On Tue, Mar 9, 2010 at 03:02, Kevin L. Stern wrote:

I did a quick search and it appears that Java is indeed two's complement based. Nonetheless, please allow me to point out that, in general, this type of code worries me since I fully expect that at some point someone will come along and do exactly what Dmytro suggested; that is, someone will change:

if (a - b > 0)

to

if (a > b)

and the entire ship will sink. I, personally, like to avoid obscurities such as making integer overflow an essential basis for my algorithm unless there is a good reason to do so. I would, in general, prefer to avoid overflow altogether and to make the overflow scenario more explicit:

if (oldCapacity > RESIZE_OVERFLOW_THRESHOLD) {
   // Do something
} else {
  // Do something else
}

It's a good point.

In ArrayList we cannot do this (or at least not compatibly), because ensureCapacity is a public API and effectively already accepts negative numbers as requests for a positive capacity that cannot be satisfied.

The current API is used like this:

int newcount = count + len;
ensureCapacity(newcount);

If you want to avoid overflow, you would need to change to something less natural like

ensureCapacity(count, len);
int newcount = count + len;

Anyway, I'm keeping the overflow-conscious code, but adding more warning comments, and "out-lining" huge array creation so that ArrayList's code now looks like:

/**
 * Increases the capacity of this <tt>ArrayList</tt> instance, if
 * necessary, to ensure that it can hold at least the number of elements
 * specified by the minimum capacity argument.
 *
 * @param minCapacity the desired minimum capacity
 */
public void ensureCapacity(int minCapacity) {
    modCount++;

    // Overflow-conscious code
    if (minCapacity - elementData.length > 0)
        grow(minCapacity);
}

/**
 * The maximum size of array to allocate.
 * Some VMs reserve some header words in an array.
 * Attempts to allocate larger arrays may result in
 * OutOfMemoryError: Requested array size exceeds VM limit
 */
private static final int MAX_ARRAY_SIZE = Integer.MAX_VALUE - 8;

/**
 * Increases the capacity to ensure that it can hold at least the
 * number of elements specified by the minimum capacity argument.
 *
 * @param minCapacity the desired minimum capacity
 */
private void grow(int minCapacity) {
    // Overflow-conscious code
    int oldCapacity = elementData.length;
    int newCapacity = oldCapacity + (oldCapacity >> 1);
    if (newCapacity - minCapacity < 0)
        newCapacity = minCapacity;
    if (newCapacity - MAX_ARRAY_SIZE > 0)
        newCapacity = hugeCapacity(minCapacity);

    // minCapacity is usually close to size, so this is a win:
    elementData = Arrays.copyOf(elementData, newCapacity);
}

private int hugeCapacity(int minCapacity) {
    if (minCapacity < 0) // overflow
        throw new OutOfMemoryError();
    return (minCapacity > MAX_ARRAY_SIZE) ?
        Integer.MAX_VALUE :
        MAX_ARRAY_SIZE;
}

Webrev regenerated.

Martin

In Java 6, if you use the API as:

int newcount = count + len;
ensureCapacity(newcount);

And newCount overflows (this becomes negative), if (minCapacity > oldCapacity) will return false and you may mistakenly assume that the ArrayList was increased by len.


Looking at the code:

int newCapacity = oldCapacity + (oldCapacity >> 1);

If oldCapacity is quite large, this will overflow, and newCapacity will be a negative number. A comparison like newCapacity < oldCapacity will incorrectly evaluate true and the ArrayList will fail to grow.

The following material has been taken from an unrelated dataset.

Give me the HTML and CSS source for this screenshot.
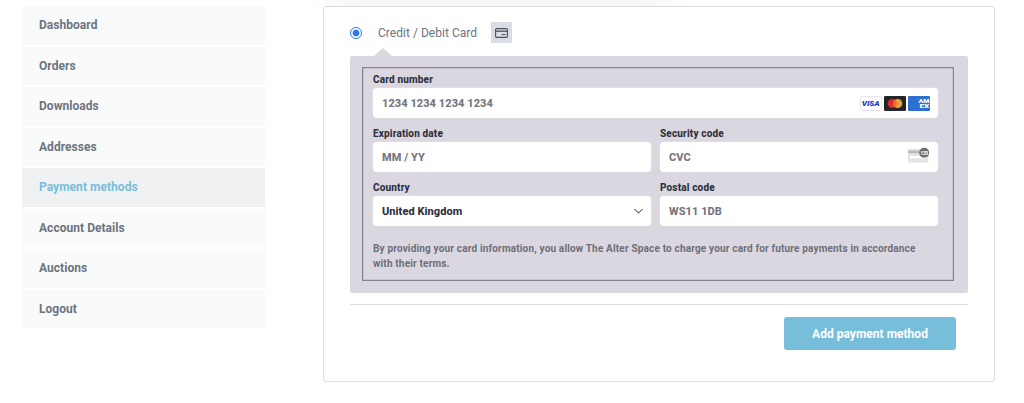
FILE: index.html
```html
<!DOCTYPE html>
<html lang="en">
<head>
<meta charset="UTF-8">
<title>Add payment method</title>
<link rel="stylesheet" href="styles.css">
</head>
<body>
<div class="account">
  <nav class="account-nav">
    <a href="#">Dashboard</a>
    <a href="#">Orders</a>
    <a href="#">Downloads</a>
    <a href="#">Addresses</a>
    <a href="#" class="is-active">Payment methods</a>
    <a href="#">Account Details</a>
    <a href="#">Auctions</a>
    <a href="#">Logout</a>
  </nav>

  <main class="account-content">
    <form class="payment">
      <label class="method">
        <input type="radio" name="payment_method" class="method-radio" checked>
        <span class="method-name">Credit / Debit Card</span>
        <span class="method-icon">
          <svg width="13" height="10" viewBox="0 0 13 10" fill="none" stroke="#4c505e">
            <rect x=".6" y=".6" width="11.8" height="8.8" rx="1.2" stroke-width="1.1"/>
            <path d="M.6 3.2h11.8" stroke-width="1.3"/>
            <path d="M6.5 6.6h4" stroke-width="1"/>
          </svg>
        </span>
      </label>

      <div class="payment-box">
        <fieldset class="card-form">
          <div class="field field-wide">
            <label for="number">Card number</label>
            <div class="control">
              <input id="number" type="text" placeholder="1234 1234 1234 1234">
              <div class="brands">
                <svg width="22" height="15" viewBox="0 0 22 15">
                  <rect x=".5" y=".5" width="21" height="14" rx="1.2" fill="#fff" stroke="#e4e4ea"/>
                  <text x="10.7" y="10.4" class="visa" textLength="18" lengthAdjust="spacingAndGlyphs">VISA</text>
                </svg>
                <svg width="22" height="15" viewBox="0 0 22 15">
                  <rect width="22" height="15" rx="1.3" fill="#252525"/>
                  <circle cx="8.3" cy="7.5" r="4.6" fill="#dc2b2b"/>
                  <circle cx="13.7" cy="7.5" r="4.6" fill="#e9a03b"/>
                  <path d="M11 3.8a4.6 4.6 0 0 1 0 7.4a4.6 4.6 0 0 1 0-7.4" fill="#ec6a2c"/>
                </svg>
                <svg width="22" height="15" viewBox="0 0 22 15">
                  <rect width="22" height="15" rx="1.3" fill="#2f6fd0"/>
                  <text x="10.6" y="7.2" class="amex" textLength="10.8" lengthAdjust="spacingAndGlyphs">AM</text>
                  <text x="11.5" y="12.4" class="amex" textLength="9.8" lengthAdjust="spacingAndGlyphs">EX</text>
                </svg>
              </div>
            </div>
          </div>
          <div class="field">
            <label for="expiry">Expiration date</label>
            <div class="control"><input id="expiry" type="text" placeholder="MM / YY"></div>
          </div>
          <div class="field">
            <label for="cvc">Security code</label>
            <div class="control">
              <input id="cvc" type="text" placeholder="CVC">
              <svg class="cvc-icon" width="22" height="16" viewBox="0 0 22 16">
                <rect y="2" width="20.5" height="13.5" rx="1.5" fill="#e3e3e6"/>
                <path d="M0 3.6h20v2.6H0z" fill="#b9b9bd"/>
                <path d="M2 9h17v2.4H2z" fill="#fff"/>
                <circle cx="16.2" cy="5.8" r="5" fill="#6b6b74"/>
                <text x="16.2" y="8" class="cvc-digits" textLength="7.5" lengthAdjust="spacingAndGlyphs">135</text>
              </svg>
            </div>
          </div>
          <div class="field">
            <label for="country">Country</label>
            <div class="control">
              <select id="country"><option>United Kingdom</option></select>
              <svg class="chevron" width="9" height="6" viewBox="0 0 9 6" fill="none" stroke="#6a6a72" stroke-width="1.1" stroke-linecap="round">
                <path d="M.8 1.3l3.7 3.7L8.2 1.3"/>
              </svg>
            </div>
          </div>
          <div class="field">
            <label for="postcode">Postal code</label>
            <div class="control"><input id="postcode" type="text" placeholder="WS11 1DB"></div>
          </div>
          <p class="terms">By providing your card information, you allow The Alter Space to charge your card for future payments in accordance with their terms.</p>
        </fieldset>
      </div>

      <div class="actions">
        <button type="button">Add payment method</button>
      </div>
    </form>
  </main>
</div>
</body>
</html>
```
FILE: styles.css
```css
* {
    box-sizing: border-box;
}
body {
    margin: 0;
    height: 403px;
    overflow: hidden;
    background: #fff;
    color: #6d7381;
    font-family: Roboto, "Liberation Sans", sans-serif;
}
.account {
    display: flex;
    align-items: flex-start;
    gap: 58px;
    padding: 6px 29px 0 22px;
    background: linear-gradient(90deg, #fff, #f6f6f7 50px, #f6f6f7 330px, #fff) 310px 0 / 385px 6px no-repeat;
}

/* side menu */
.account-nav {
    display: flex;
    flex-direction: column;
    gap: 2px;
    width: 243px;
}
.account-nav a {
    height: 38.5px;
    padding-left: 17px;
    background: #f9fbfa;
    color: #6d7381;
    font-size: 12px;
    font-weight: 700;
    line-height: 39px;
    letter-spacing: 0.04px;
    text-decoration: none;
}
.account-nav a.is-active {
    background: #f0f1f3;
    color: #77bedb;
}

/* payment panel */
.account-content {
    flex: 1;
    height: 376px;
    padding: 14px 26px 0;
    background: #fff;
    border: 1px solid #dcdddf;
    border-radius: 3px;
}
.method {
    display: flex;
    align-items: center;
    height: 23px;
}
.method-radio {
    appearance: none;
    width: 12px;
    height: 12px;
    margin: 1px 16px 0 0;
    border: 1px solid #2f76f6;
    border-radius: 50%;
    background: radial-gradient(circle, #2f76f6 3.1px, #fff 3.7px);
}
.method-name {
    font-size: 12px;
    letter-spacing: 0.03px;
}
.method-icon {
    display: flex;
    align-items: center;
    justify-content: center;
    width: 21px;
    height: 21px;
    margin-left: 14px;
    background: #d8dee3;
}
.payment-box {
    position: relative;
    height: 237px;
    margin-top: 12px;
    padding: 11px 14px 12px 12px;
    background: #dad7e0;
    border-radius: 2px;
}
.payment-box::before {
    content: "";
    position: absolute;
    top: -8px;
    left: 24px;
    border: solid transparent;
    border-width: 0 9px 8px;
    border-bottom-color: #dad7e0;
}
.card-form {
    display: grid;
    grid-template-columns: 1fr 1fr;
    align-content: start;
    gap: 9px;
    height: 214px;
    margin: 0;
    padding: 5px 15px 0 10px;
    border: 1px solid #86848a;
    box-shadow: inset 0 0 0 0.5px #b5b2b9;
}
.field-wide,
.terms {
    grid-column: 1 / -1;
}
.field label {
    display: block;
    height: 15px;
    color: #30313d;
    font-size: 10px;
    font-weight: 800;
    line-height: 13px;
    letter-spacing: 0.16px;
}
.control {
    display: flex;
    align-items: center;
    height: 30px;
    padding: 0 8px 0 9px;
    background: #fff;
    border-radius: 4px;
    box-shadow: 0 0 0 0.5px #e6e6e6, 0 1px 2px rgba(0, 0, 0, 0.05);
}
.control input,
.control select {
    flex: 1;
    min-width: 0;
    padding: 0;
    border: 0;
    outline: 0;
    background: none;
    appearance: none;
    color: #30313d;
    font: 800 11px Roboto, "Liberation Sans", sans-serif;
    letter-spacing: 0.06px;
}
.control input::placeholder {
    color: #757680;
}
.brands {
    display: flex;
    gap: 2px;
}
.visa,
.amex,
.cvc-digits {
    font-family: Roboto, "Liberation Sans", sans-serif;
    font-weight: 900;
    text-anchor: middle;
}
.visa {
    fill: #2438c8;
    font-size: 8px;
    font-style: italic;
}
.amex {
    fill: #fff;
    font-size: 6px;
    text-anchor: start;
}
.cvc-digits {
    fill: #fff;
    font-size: 6px;
}
.cvc-icon {
    margin-top: -5px;
}
.terms {
    margin: 6px 0 0;
    padding-right: 15px;
    color: #6d6e78;
    font-size: 10px;
    font-weight: 700;
    line-height: 15px;
    letter-spacing: 0.17px;
}
.actions {
    display: flex;
    justify-content: flex-end;
    margin-top: 11px;
    padding: 12px 12px 0 0;
    border-top: 1px solid #dfdfe2;
}
.actions button {
    width: 172px;
    height: 33px;
    padding: 0;
    border: 0;
    border-radius: 3px;
    background: #77bedb;
    color: #fff;
    font: 700 12px Roboto, "Liberation Sans", sans-serif;
    letter-spacing: 0.02px;
}
```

Instead, the code as written (newCapacity - minCapacity < 0 returns false) will allow the negative value of newCapacity to be further evaluated in the next line, resulting in recalculating newCapacity by invoking hugeCapacity (newCapacity = hugeCapacity(minCapacity);) to allow for the ArrayList to grow up to MAX_ARRAY_SIZE.

This is what the // overflow-conscious code comment is trying to communicate, though rather obliquely.

So, bottom line, the new comparison protects against allocating an ArrayList larger than the predefined MAX_ARRAY_SIZE while allowing it to grow right up to that limit if needed.


The two forms behave exactly the same unless the expression a - b overflows, in which case they are opposite. If a is a large negative, and b is a large positive, then (a < b) is clearly true, but a - b will overflow to become positive, so (a - b < 0) is false.

If you're familiar with x86 assembly code, consider that (a < b) is implemented by a jge, which branches around the body of the if statement when SF = OF. On the other hand, (a - b < 0) will act like a jns, which branches when SF = 0. Hence, these behave differently precisely when OF = 1.